Polska ma gówno, a nie standardy postępowania ze schizofrenikami i istniejące przepisy nie wystarczają, żeby ratować ofiary zaszczuwane przez osoby chore psychicznie, które kierują się obsesją na punkcie swoich ofiar, a także mają cechy paranoidalne, wiec szlochają, że to one są ofiarami.
Uważam, że każdy psychoterapeuta powinien też przeczytać podręcznik psychiatrii, żeby przestał bredzić i szkodzić pacjentom, którzy są na celowników schizofreników. Schizofrenicy sami nie zerwą ze swoją obsesją i zaszczuwanie trwa całe życie ofiary. Bardzo często kończy się samobójczą śmiercią ofiary.

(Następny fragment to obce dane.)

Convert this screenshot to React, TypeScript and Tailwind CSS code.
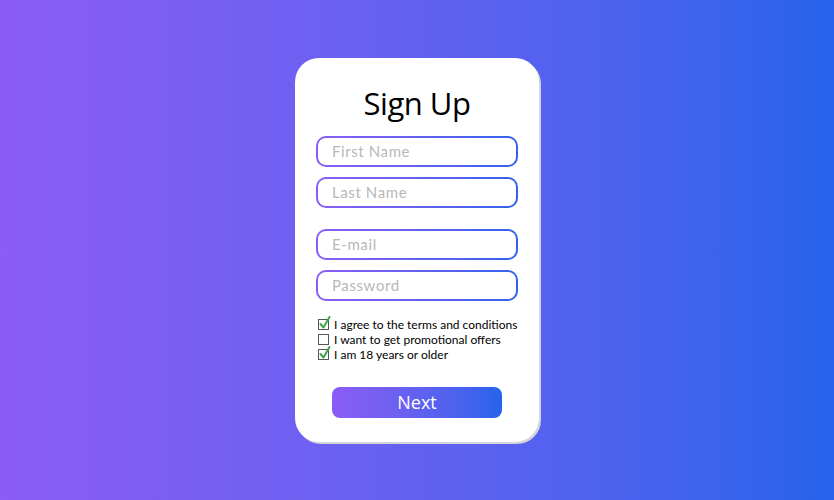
import React from "react";

function Field({ placeholder, className = "" }: { placeholder: string; className?: string }) {
  return (
    <div className={`rounded-[10px] bg-linear-to-r from-[#8b5cf6] to-[#2f63ea] p-[2px] ${className}`}>
      <div className="flex h-[27px] items-center rounded-[8px] bg-white pl-[14px]">
        <span className="text-[15px] tracking-[0.6px] text-[#b8b8b8]" style={{ fontFamily: "Lato, 'Noto Sans', sans-serif" }}>
          {placeholder}
        </span>
      </div>
    </div>
  );
}

function Check({ checked, label }: { checked: boolean; label: string }) {
  return (
    <div className="flex h-[15px] items-center gap-[5px]">
      <div className="relative h-[11px] w-[11px] shrink-0 border border-[#555] bg-white">
        {checked && (
          <svg className="absolute -top-[4px] left-[0px]" width="12" height="14" viewBox="0 0 12 14">
            <path d="M1.5 8 L4.5 11.5 L10.5 1" fill="none" stroke="#3aa845" strokeWidth="2" strokeLinecap="round" strokeLinejoin="round" />
          </svg>
        )}
      </div>
      <span
        className="whitespace-nowrap text-[12px] leading-none text-black"
        style={{ fontFamily: "Lato, 'Noto Sans', sans-serif" }}
      >
        {label}
      </span>
    </div>
  );
}

export default function App() {
  return (
    <div className="flex h-[500px] w-[834px] items-start justify-center bg-linear-to-r from-[#8b5cf6] to-[#2563eb]">
      <div className="mt-[58px] flex h-[384px] w-[244px] flex-col items-center rounded-[24px] bg-white shadow-[2px_2px_0_0_#d4d4dc]">
        <h1
          className="mt-[25px] text-[31px] leading-[40px] text-black"
          style={{ fontFamily: "'Open Sans', 'Noto Sans', sans-serif", letterSpacing: "-0.5px" }}
        >
          Sign Up
        </h1>
        <div className="mt-[13px] flex w-[202px] flex-col">
          <Field placeholder="First Name" />
          <Field placeholder="Last Name" className="mt-[10px]" />
          <Field placeholder="E-mail" className="mt-[21px]" />
          <Field placeholder="Password" className="mt-[10px]" />
        </div>
        <div className="mt-[16px] flex w-[202px] flex-col pl-[2px]">
          <Check checked label="I agree to the terms and conditions" />
          <Check checked={false} label="I want to get promotional offers" />
          <Check checked label="I am 18 years or older" />
        </div>
        <button
          className="mt-[25px] flex h-[31px] w-[170px] items-center justify-center rounded-[8px] bg-linear-to-r from-[#8b5cf6] to-[#2563eb] text-[18px] text-white"
          style={{ fontFamily: "'Open Sans', 'Noto Sans', sans-serif" }}
        >
          Next
        </button>
      </div>
    </div>
  );
}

Jestem w stanie się z tym pogodzić, że mnie fandom nie chce. Nie muszę bywać na konwentach i nie muszę pisać(1), proszę bardzo, moja stopa nie stanie w miejscu, gdzie mogę zostać ponownie zaatakowana. Ale na pewno nie będę pisać za schizofreników, żeby mogli udawać pisarzy, bo i takie żądania też wobec mnie wysuwali. Zbyt długo wygrzebywałam się z syndromu sztokholmskiego (jak najbardziej zdiagnozowanego przez biegłego), żeby narażać się na jakieś nieprzyjemności. Ale mam prawo wygłaszać swoje zdanie.

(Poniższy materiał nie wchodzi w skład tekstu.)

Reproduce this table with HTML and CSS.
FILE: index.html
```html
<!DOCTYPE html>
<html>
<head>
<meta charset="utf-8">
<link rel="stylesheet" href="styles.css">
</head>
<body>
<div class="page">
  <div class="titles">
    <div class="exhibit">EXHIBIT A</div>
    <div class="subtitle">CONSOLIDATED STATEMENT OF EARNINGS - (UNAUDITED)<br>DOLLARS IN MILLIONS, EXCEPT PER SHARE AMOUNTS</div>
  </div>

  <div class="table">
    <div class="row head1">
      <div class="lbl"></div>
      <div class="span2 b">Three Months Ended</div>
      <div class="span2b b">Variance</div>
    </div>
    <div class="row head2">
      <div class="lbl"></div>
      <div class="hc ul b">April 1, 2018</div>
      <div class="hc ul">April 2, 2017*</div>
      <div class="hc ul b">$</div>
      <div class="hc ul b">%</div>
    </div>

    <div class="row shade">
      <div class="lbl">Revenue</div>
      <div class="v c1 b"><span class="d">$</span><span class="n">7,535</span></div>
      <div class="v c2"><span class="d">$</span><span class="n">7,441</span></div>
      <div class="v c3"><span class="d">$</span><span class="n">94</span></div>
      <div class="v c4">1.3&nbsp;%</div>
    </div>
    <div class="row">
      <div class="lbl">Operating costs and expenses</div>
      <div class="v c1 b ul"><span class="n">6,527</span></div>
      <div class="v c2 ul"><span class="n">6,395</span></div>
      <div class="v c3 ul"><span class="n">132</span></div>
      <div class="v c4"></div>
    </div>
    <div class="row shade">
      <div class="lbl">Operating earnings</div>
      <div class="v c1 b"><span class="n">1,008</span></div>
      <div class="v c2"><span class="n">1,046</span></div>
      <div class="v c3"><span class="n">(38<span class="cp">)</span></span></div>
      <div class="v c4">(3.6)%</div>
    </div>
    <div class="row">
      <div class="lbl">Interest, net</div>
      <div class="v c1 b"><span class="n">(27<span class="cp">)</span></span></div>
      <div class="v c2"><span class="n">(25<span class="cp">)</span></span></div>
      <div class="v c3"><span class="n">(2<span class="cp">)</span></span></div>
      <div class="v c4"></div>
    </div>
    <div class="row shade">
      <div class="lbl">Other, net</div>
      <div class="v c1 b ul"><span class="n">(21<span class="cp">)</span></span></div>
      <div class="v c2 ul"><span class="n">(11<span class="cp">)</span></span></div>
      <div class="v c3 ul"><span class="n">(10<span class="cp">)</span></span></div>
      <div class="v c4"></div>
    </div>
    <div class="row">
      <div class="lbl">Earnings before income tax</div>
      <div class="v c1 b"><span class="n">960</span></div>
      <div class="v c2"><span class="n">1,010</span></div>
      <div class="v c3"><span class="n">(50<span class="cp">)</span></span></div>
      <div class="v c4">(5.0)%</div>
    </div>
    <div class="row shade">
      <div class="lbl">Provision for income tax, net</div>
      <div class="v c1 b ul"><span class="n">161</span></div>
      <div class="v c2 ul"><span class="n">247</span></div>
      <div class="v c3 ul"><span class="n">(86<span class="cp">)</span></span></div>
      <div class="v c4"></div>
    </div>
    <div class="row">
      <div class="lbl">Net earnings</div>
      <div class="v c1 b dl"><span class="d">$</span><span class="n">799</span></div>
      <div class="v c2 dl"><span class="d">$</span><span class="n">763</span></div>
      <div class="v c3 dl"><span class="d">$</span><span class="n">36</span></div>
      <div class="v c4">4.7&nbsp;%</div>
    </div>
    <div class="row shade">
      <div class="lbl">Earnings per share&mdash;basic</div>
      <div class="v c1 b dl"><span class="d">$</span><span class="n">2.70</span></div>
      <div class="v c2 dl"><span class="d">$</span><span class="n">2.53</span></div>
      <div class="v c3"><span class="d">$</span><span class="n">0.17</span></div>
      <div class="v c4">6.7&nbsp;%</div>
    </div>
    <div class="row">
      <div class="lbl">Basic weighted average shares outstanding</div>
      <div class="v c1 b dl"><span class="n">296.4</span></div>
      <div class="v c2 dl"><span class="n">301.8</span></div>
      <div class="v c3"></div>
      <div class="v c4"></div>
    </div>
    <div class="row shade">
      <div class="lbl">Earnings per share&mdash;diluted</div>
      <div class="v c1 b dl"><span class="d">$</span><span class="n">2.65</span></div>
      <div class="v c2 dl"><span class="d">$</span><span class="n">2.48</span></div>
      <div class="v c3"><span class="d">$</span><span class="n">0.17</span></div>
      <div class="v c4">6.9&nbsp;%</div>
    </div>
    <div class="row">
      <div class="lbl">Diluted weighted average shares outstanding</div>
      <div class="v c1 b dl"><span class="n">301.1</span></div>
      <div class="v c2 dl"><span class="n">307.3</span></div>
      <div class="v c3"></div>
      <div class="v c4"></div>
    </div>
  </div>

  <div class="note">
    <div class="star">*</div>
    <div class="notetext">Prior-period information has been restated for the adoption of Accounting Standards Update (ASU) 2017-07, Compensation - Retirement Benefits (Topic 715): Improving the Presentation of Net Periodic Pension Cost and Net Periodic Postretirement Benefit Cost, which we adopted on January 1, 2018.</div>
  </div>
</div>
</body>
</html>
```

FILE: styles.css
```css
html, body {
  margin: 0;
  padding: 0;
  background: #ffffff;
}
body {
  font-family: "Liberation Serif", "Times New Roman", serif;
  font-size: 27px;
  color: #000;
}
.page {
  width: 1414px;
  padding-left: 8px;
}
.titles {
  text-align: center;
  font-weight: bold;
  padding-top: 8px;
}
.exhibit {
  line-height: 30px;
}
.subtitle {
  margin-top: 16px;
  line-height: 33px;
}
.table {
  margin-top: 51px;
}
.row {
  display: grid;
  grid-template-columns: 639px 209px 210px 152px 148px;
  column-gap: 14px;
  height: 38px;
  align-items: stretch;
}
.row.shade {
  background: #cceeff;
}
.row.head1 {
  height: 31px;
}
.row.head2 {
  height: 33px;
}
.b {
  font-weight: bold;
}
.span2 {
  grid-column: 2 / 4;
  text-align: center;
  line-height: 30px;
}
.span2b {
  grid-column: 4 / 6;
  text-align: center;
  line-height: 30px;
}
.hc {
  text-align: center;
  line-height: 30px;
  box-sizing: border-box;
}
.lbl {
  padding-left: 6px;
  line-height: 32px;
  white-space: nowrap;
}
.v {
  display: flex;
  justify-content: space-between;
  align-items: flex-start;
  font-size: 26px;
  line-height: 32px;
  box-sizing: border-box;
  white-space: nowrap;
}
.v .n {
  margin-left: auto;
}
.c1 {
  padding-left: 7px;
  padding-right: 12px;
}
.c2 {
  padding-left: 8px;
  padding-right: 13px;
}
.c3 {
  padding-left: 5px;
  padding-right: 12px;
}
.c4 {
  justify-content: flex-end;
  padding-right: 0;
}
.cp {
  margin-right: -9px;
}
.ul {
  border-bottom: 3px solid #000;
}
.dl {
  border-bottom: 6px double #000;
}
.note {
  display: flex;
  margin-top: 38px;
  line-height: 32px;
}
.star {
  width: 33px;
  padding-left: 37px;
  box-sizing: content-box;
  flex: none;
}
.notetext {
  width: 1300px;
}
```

Tak więc, trzymajcie się, durne kurwy, ode mnie z daleka.
⛧⛧⛧
(1) Piszę tak, bo zagrożono mi zniszczeniem kariery pisarskiej, jeśli nie podporządkuję się i nie zacznę wypełniać żądań moich prześladowców. Nie zamierzam przepraszać nikogo ze schizofreników, czy Opus Dei. Nie przeproszę też pewnej „rycerki”. Mam nadzieję, że w życiu już ich nie zobaczę.